-2

When dealing with RegEx in .NET I have two options:

  1. Check string for pattern match:

    <a ([^>]*?)href=\"http://the.site.com/photo/[0-9]*\">

  2. Capture a part of pattern:

    <a ([^>]*?)href=\"http://the.site.com/photo/(?<photoname>.*?)\">

But what if I want to check for pattern match AND capture a part if it matches with single RegEx?

Paul
  • 25,812
  • 38
  • 124
  • 247

3 Answers3

2

Just use this when capturing:

<a ([^>]*?)href=\"http://the.site.com/photo/(?<photoname>[0-9]+)\">
Toto
  • 89,455
  • 62
  • 89
  • 125
1

Use htmlAgilityPack

HtmlDocument doc = new HtmlDocument();
doc.Load(htmlUrl);

var pattern=@"^(?<=https?://the.site.com/photo/)\d+$";
var hrefList= doc.DocumentNode
                 .SelectNodes("//a[@href]")
                 .Select(p =>p.Attributes["href"].Value)//select all hrefs
                 .Where(p => Regex.IsMatch(p,pattern))//filter href
                 .Select(p=>Regex.Match(p,pattern).Value);//select required digits
Anirudha
  • 32,393
  • 7
  • 68
  • 89
0

Good sir, you can match and capture into a named group with one pattern!
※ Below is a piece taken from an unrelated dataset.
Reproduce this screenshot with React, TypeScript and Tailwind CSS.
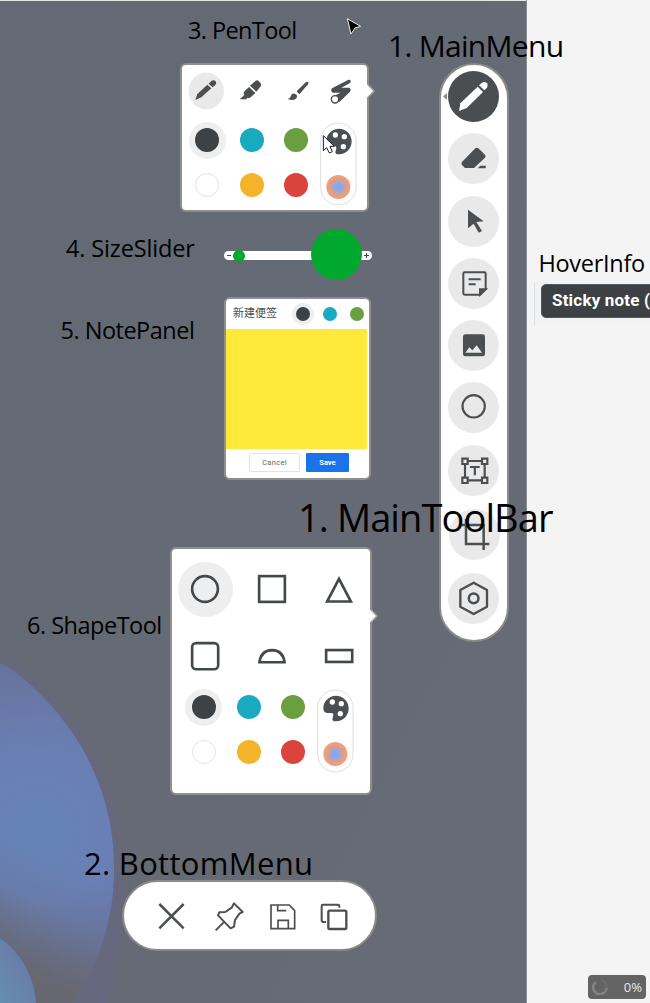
import type { ReactNode } from "react";

const INK = "#4b4f52";

function Label({ className, children }: { className: string; children: ReactNode }) {
  return (
    <span
      className={`absolute z-20 whitespace-nowrap leading-none text-black font-['Open_Sans','Noto_Sans',sans-serif] ${className}`}
    >
      {children}
    </span>
  );
}

function Wallpaper() {
  return (
    <svg className="absolute inset-0" width="526" height="1003" viewBox="0 0 526 1003">
      <defs>
        <linearGradient id="base" x1="0" y1="0" x2="1" y2="1">
          <stop offset="0" stopColor="#636a75" />
          <stop offset="0.5" stopColor="#656a74" />
          <stop offset="1" stopColor="#666b76" />
        </linearGradient>
        <radialGradient id="petal" gradientUnits="userSpaceOnUse" cx="38" cy="830" r="170">
          <stop offset="0" stopColor="#6484b7" />
          <stop offset="0.45" stopColor="#6a7fb6" />
          <stop offset="1" stopColor="#67729a" />
        </radialGradient>
        <linearGradient id="shade" gradientUnits="userSpaceOnUse" x1="62" y1="865" x2="15" y2="965">
          <stop offset="0" stopColor="#66676f" stopOpacity="0" />
          <stop offset="0.4" stopColor="#66676f" stopOpacity="0.2" />
          <stop offset="1" stopColor="#66676f" stopOpacity="0.95" />
        </linearGradient>
        <linearGradient id="low" x1="0" y1="1" x2="1" y2="0">
          <stop offset="0" stopColor="#668eb0" />
          <stop offset="1" stopColor="#6a73a6" />
        </linearGradient>
        <filter id="soft" x="-20%" y="-20%" width="140%" height="140%">
          <feGaussianBlur stdDeviation="3" />
        </filter>
      </defs>
      <rect width="526" height="1003" fill="url(#base)" />
      <path
        d="M-10 653C40 670 85 728 108 790C128 850 126 935 104 1015H-10Z"
        fill="#666780"
        filter="url(#soft)"
      />
      <path d="M0 663C33 680 72 725 90 763C108 802 114 833 114 870C114 920 98 965 73 1003H0Z" fill="url(#petal)" />
      <path d="M0 663C33 680 72 725 90 763C108 802 114 833 114 870C114 920 98 965 73 1003H0Z" fill="url(#shade)" />
      <path d="M0 938C20 952 34 975 36 1003H0Z" fill="url(#low)" />
    </svg>
  );
}

/* Main menu glyphs share a 153 x 153 box. */
const MAIN_ICONS: ReactNode[] = [
  <g fill="#fff">
    <path d="M33 120L37 97L89 47L105 63L56 111Z" />
    <path d="M93 43L101 36Q110 29 117 37Q122 44 117 50L109 58Z" />
  </g>,
  <g fill={INK}>
    <path d="M82 46Q87 42 91 46L111 65Q115 69 111 74L78 105H51L42 96Q38 92 42 87Z" />
    <path d="M97 98H113V106H89Z" />
  </g>,
  <path fill={INK} d="M60 41L107 76L85 78L102 105L92 110L77 83L60 97Z" />,
  <g stroke={INK} strokeWidth="6" fill="none">
    <path d="M50 43H109Q113 43 113 47V94L96 110H50Q46 110 46 106V47Q46 43 50 43Z" />
    <path d="M96 110V94H113Z" fill={INK} />
    <path d="M62 64H98M62 79H83" />
  </g>,
  <g>
    <rect x="45" y="43" width="66" height="66" rx="7" fill={INK} />
    <path d="M52 98L64 82L73 91L86 76L102 98Z" fill="#e9e9e9" />
  </g>,
  <circle cx="77" cy="73" r="33.500" fill="none" stroke={INK} strokeWidth="6.500" />,
  <g stroke={INK} strokeWidth="6.500" fill="none">
    <path d="M60 48H101M60 106H101M51 58V97M110 58V97" />
    <path d="M43 41H59V57H43ZM102 41H118V57H102ZM43 98H59V114H43ZM102 98H118V114H102Z" />
    <path d="M66 66H95M80.500 66V91" />
  </g>,
  <path d="M51 30V105H121M38 48H104V123" stroke={INK} strokeWidth="7.500" fill="none" />,
  <g stroke={INK} strokeWidth="7" fill="none" strokeLinejoin="round">
    <path d="M77 29L117 51V101L77 123L37 101V51Z" />
    <circle cx="77" cy="76" r="14.500" strokeWidth="7.500" />
  </g>,
];

const MAIN_GAPS = [
  "",
  "mt-[11.200px]",
  "mt-[11.200px]",
  "mt-[11.200px]",
  "mt-[11.200px]",
  "mt-[11.200px]",
  "mt-[12px]",
  "mt-[12.500px] ml-[2px]",
  "mt-[13.200px]",
];

function MainMenu() {
  return (
    <nav className="absolute left-[438.500px] top-[63px] flex h-[579px] w-[70px] flex-col items-center rounded-[35px] border-2 border-[#8a8a88] bg-white pt-[6.300px]">
      {MAIN_ICONS.map((icon, i) => (
        <button
          key={i}
          className={`size-[51px] shrink-0 rounded-full ${i === 0 ? "bg-[#4a4e51]" : "bg-[#e9e9e9]"} ${MAIN_GAPS[i]}`}
        >
          <svg width="51" height="51" viewBox="0 0 153 153">
            {icon}
          </svg>
        </button>
      ))}
      <svg className="absolute left-[2px] top-[28px]" width="4" height="7" viewBox="0 0 4 7">
        <path d="M0 3.500L4 0V7Z" fill="#8a8a88" />
      </svg>
    </nav>
  );
}

function Notch({ className }: { className: string }) {
  return (
    <svg className={`absolute ${className}`} width="9" height="16" viewBox="0 0 9 16">
      <path d="M0 1.500L6.500 8L0 14.500Z" fill="#fff" />
      <path d="M1.500 2L7.200 8L1.500 14" fill="none" stroke="#9b9b99" strokeWidth="1.500" />
    </svg>
  );
}

function ColorGrid({ id }: { id: string }) {
  return (
    <div className="flex h-[90px]">
      <div className="grid shrink-0 grid-cols-[repeat(3,44.600px)] grid-rows-2 place-items-center">
        <span className="flex size-[37px] items-center justify-center rounded-full bg-[#eeeeee]">
          <span className="size-6 rounded-full bg-[#3e4245]" />
        </span>
        <span className="size-6 rounded-full bg-[#1aaac0]" />
        <span className="size-6 rounded-full bg-[#699f3f]" />
        <span className="size-6 rounded-full border border-[#e3e3e3] bg-white" />
        <span className="size-6 rounded-full bg-[#f3b32b]" />
        <span className="size-6 rounded-full bg-[#d9453d]" />
      </div>
      <svg className="ml-[1.500px] mt-[4px] shrink-0" width="37" height="84" viewBox="0 0 111 252">
        <defs>
          <radialGradient id={id}>
            <stop offset="0" stopColor="#7ba7f5" />
            <stop offset="0.250" stopColor="#8aa8ea" />
            <stop offset="0.780" stopColor="#ee9c79" />
            <stop offset="1" stopColor="#f3a078" />
          </radialGradient>
        </defs>
        <rect x="2" y="3" width="106" height="246" rx="53" fill="#fff" stroke="#dedede" strokeWidth="3" />
        <path
          fill={INK}
          d="M57 20C36 20 19 37 19 57C19 68 25 72 34 72H43C49 72 51 77 47 86C44 94 49 97 57 97C79 97 95 80 95 58C95 37 78 20 57 20Z"
        />
        <g fill="#fff">
          <circle cx="46" cy="39" r="8" />
          <circle cx="73" cy="44" r="8" />
          <circle cx="70" cy="74" r="8" />
        </g>
        <circle cx="55" cy="195" r="36" fill={`url(#${id})`} />
      </svg>
    </div>
  );
}

function PenTool() {
  return (
    <section className="absolute left-[180px] top-[63px] h-[149px] w-[189px] rounded-[6px] border-2 border-[#8f8f8d] bg-white pl-[3px]">
      <div className="flex h-[52.500px] pt-[7px]">
        <svg width="178" height="38" viewBox="0 0 534 114" fill={INK}>
          <g transform="translate(-45 -215)">
            <ellipse cx="109" cy="272" rx="53" ry="55" fill="#e9e9e9" />
            <path d="M76 299L82 281L112 253L124 264L94 291Z" />
            <path d="M116 250L124 242Q131 237 137 243Q141 249 136 254L128 261Z" />
            <path d="M209 297L223 284Q218 278 224 272L237 260L256 278L243 290Q238 295 232 292L229 297Z" />
            <path d="M240 256L257 241Q262 238 266 242L272 249Q275 254 271 259L259 274Z" />
            <path d="M380 273L407 246Q412 242 415 246Q417 249 413 253L388 282Z" />
            <path d="M353 296Q361 295 363 286Q366 278 374 280Q384 283 380 292Q373 304 353 296Z" />
            <path d="M486 264L534 239Q540 236 542 241Q543 246 539 249L514 262H538Q545 266 540 274L509 304H485L483 291L512 277H488Q480 271 486 264Z" />
            <circle cx="495" cy="297" r="11" fill="#fff" stroke={INK} strokeWidth="4" />
          </g>
        </svg>
      </div>
      <ColorGrid id="pen-mix" />
      <Notch className="left-[184.500px] top-[17.500px]" />
      <Pointer />
    </section>
  );
}

function Pointer() {
  return (
    <svg className="absolute left-[140px] top-[69px]" width="15" height="21" viewBox="0 0 45 63">
      <path
        d="M4 5V50L14 41L22 57L31 53L24 37H37Z"
        fill="#fff"
        stroke="#1c1c2c"
        strokeWidth="3"
      />
    </svg>
  );
}

function SizeSlider() {
  return (
    <div className="absolute left-[224px] top-[228px] flex h-[53px] w-[148px] items-center">
      <div className="flex h-[9px] w-full items-center rounded-full bg-white pl-[3px] pr-[3px] mt-[2px]">
        <span className="h-px w-[4px] bg-[#444]" />
        <span className="ml-[2px] size-3 shrink-0 rounded-full bg-[#00a82d]" />
        <span className="ml-[65.500px] -mt-[2px] size-[51px] shrink-0 rounded-full bg-[#00a82d]" />
        <svg className="ml-auto shrink-0" width="5" height="5" viewBox="0 0 5 5">
          <path d="M0 2.500H5M2.500 0V5" stroke="#444" />
        </svg>
      </div>
    </div>
  );
}

function NotePanel() {
  return (
    <section className="absolute left-[224px] top-[297px] flex h-[183px] w-[147px] flex-col rounded-[6px] border-2 border-[#8f8f8d] bg-white font-[Roboto,'Noto_Sans_CJK_SC',sans-serif]">
      <header className="flex h-[30px] shrink-0 items-center pl-[7px]">
        <h2 className="-mt-[3px] w-[59px] whitespace-nowrap text-[11px] leading-none text-[#4c4f55] font-['Noto_Sans_CJK_SC',sans-serif]">
          新建便签
        </h2>
        <span className="flex size-[22px] shrink-0 items-center justify-center rounded-full bg-[#eeeeee]">
          <span className="size-[14px] rounded-full bg-[#3e4245]" />
        </span>
        <span className="ml-[9px] size-[14px] shrink-0 rounded-full bg-[#1aaac0]" />
        <span className="ml-[12.500px] size-[14px] shrink-0 rounded-full bg-[#699f3f]" />
      </header>
      <div className="h-[119.500px] w-[141px] shrink-0 bg-[#ffe93b]" />
      <footer className="flex gap-[6px] pl-[23px] pt-[4.500px] text-[7.500px] leading-none">
        <button className="h-[19px] w-[51px] rounded-[1px] border border-[#e3e3e3] pt-px text-[#5f6368] tracking-[0.300px]">
          Cancel
        </button>
        <button className="h-[19px] w-[43px] rounded-[1px] bg-[#1a73e8] pt-px font-bold text-white">Save</button>
      </footer>
    </section>
  );
}

const SHAPES: ReactNode[] = [
  <circle cx="100" cy="100" r="39" />,
  <rect x="61" y="61" width="78" height="78" />,
  <path d="M100 69L136 138H64Z" />,
  <rect x="61" y="61" width="79" height="79" rx="12" />,
  <path d="M62 119Q66 83 100 82Q134 83 138 119Z" />,
  <rect x="61" y="82" width="79" height="36" />,
];

function ShapeTool() {
  return (
    <section className="absolute left-[170px] top-[547px] h-[248px] w-[202px] rounded-[6px] border-2 border-[#8f8f8d] bg-white pt-[7px]">
      <div className="grid h-[128.500px] w-[200px] grid-cols-[repeat(3,66.700px)] grid-rows-[repeat(2,66.400px)]">
        {SHAPES.map((shape, i) => (
          <div key={i} className="flex items-center justify-center">
            <span
              className={`flex size-[55px] items-center justify-center rounded-full ${i === 0 ? "bg-[#eeeeee]" : ""}`}
            >
              <svg
                className="shrink-0"
                width="66"
                height="66"
                viewBox="0 0 200 200"
                fill="none"
                stroke="#43484c"
                strokeWidth="8"
              >
                {shape}
              </svg>
            </span>
          </div>
        ))}
      </div>
      <div className="pl-[9.700px]">
        <ColorGrid id="shape-mix" />
      </div>
      <Notch className="left-[197.500px] top-[58.500px]" />
    </section>
  );
}

function BottomMenu() {
  return (
    <nav className="absolute left-[122px] top-[880px] flex h-[71px] w-[255px] items-center rounded-[36px] border-2 border-[#8a8a88] bg-white pl-[32px]">
      <svg width="196" height="40" viewBox="0 0 588 120" fill="none" stroke={INK} strokeWidth="6">
        <g transform="translate(-258 -168)">
          <path d="M268 192L341 265M341 192L268 265" strokeWidth="7.500" />
          <path
            d="M492 190L518 216L509 220L495 240L492 260L482 265L444 226L448 217L466 216L485 203ZM461 247L437 271"
            strokeLinejoin="round"
          />
          <path d="M603 195H658L674 212V266H603ZM623 195V212H649M624 266V241H655V266" strokeWidth="5" />
          <path d="M768 246H760Q755 246 755 241V198Q755 194 759 194H804Q808 194 808 198V203" />
          <rect x="775" y="212" width="54" height="55" rx="4" strokeWidth="7" />
        </g>
      </svg>
    </nav>
  );
}

function HoverInfo() {
  return (
    <div className="absolute left-[534px] top-[282px] h-[43px] w-[116px] overflow-hidden border-l border-[#dcdfe3] bg-[#f1f2f4] pl-[6px] pt-[2px]">
      <div className="flex h-[34px] w-[180px] items-center whitespace-nowrap rounded-[5px] border border-[#55595c] bg-[#3d4144] pl-[10px] text-[17px] font-bold tracking-[0.200px] text-white font-[Roboto,sans-serif]">
        Sticky note (
      </div>
    </div>
  );
}

function Progress() {
  return (
    <div className="absolute left-[588px] top-[975px] flex h-[24px] w-[58px] items-center justify-between rounded-[4px] bg-[#636363] pl-[4px] pr-[4px] text-[13px] leading-none text-[#e8e8e8] font-['Open_Sans',sans-serif]">
      <svg width="16" height="16" viewBox="0 0 16 16" fill="none" strokeWidth="2.500">
        <path d="M10 1.500A6.700 6.700 0 0 1 14.500 9" stroke="#6c6c6c" />
        <path d="M14.500 9A6.700 6.700 0 1 1 4 3" stroke="#838383" />
      </svg>
      <span>0%</span>
    </div>
  );
}

export default function App() {
  return (
    <main className="relative h-[1003px] w-[650px] overflow-hidden bg-[#f4f4f4]">
      <div className="relative h-full w-[527px] border-r border-[#8b8e92]">
        <Wallpaper />
        <div className="absolute left-0 top-0 h-px w-full bg-[#e6e7e9]" />
      </div>

      <PenTool />
      <SizeSlider />
      <NotePanel />
      <ShapeTool />
      <BottomMenu />
      <MainMenu />
      <HoverInfo />
      <Progress />

      <Label className="left-[188px] top-[19px] text-[23.500px] tracking-[-0.600px]">3. PenTool</Label>
      <Label className="left-[388px] top-[31px] text-[30px] tracking-[-0.700px]">1. MainMenu</Label>
      <Label className="left-[538.500px] top-[252px] text-[23.500px] tracking-[-0.300px]">HoverInfo</Label>
      <Label className="left-[66px] top-[237px] text-[23.500px] tracking-[-0.150px]">4. SizeSlider</Label>
      <Label className="left-[60.500px] top-[319px] text-[23.500px] tracking-[-0.500px]">5. NotePanel</Label>
      <Label className="left-[27px] top-[614px] text-[23.500px] tracking-[-0.500px]">6. ShapeTool</Label>
      <Label className="left-[298px] top-[498px] text-[38px] tracking-[-0.900px]">1. MainToolBar</Label>
      <Label className="left-[84px] top-[848px] text-[31px] tracking-[0.300px]">2. BottomMenu</Label>

      <svg className="absolute left-[346px] top-[17px]" width="17" height="20" viewBox="0 0 51 60">
        <path d="M4 5L44 28L27 33L15 51Z" fill="#000" stroke="#eee" strokeWidth="3" />
      </svg>
    </main>
  );
}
<a (?:[^>]*?)href\s*?=\s*\"http://the.site.com/photo/(?<photoname>[0-9]+)\"

The group named photoname will contain the capture you want.

This regex will work even if href is not the first attribute on the a element. It will also ignore arbitrary spaces.

Gusdor
  • 14,001
  • 2
  • 52
  • 64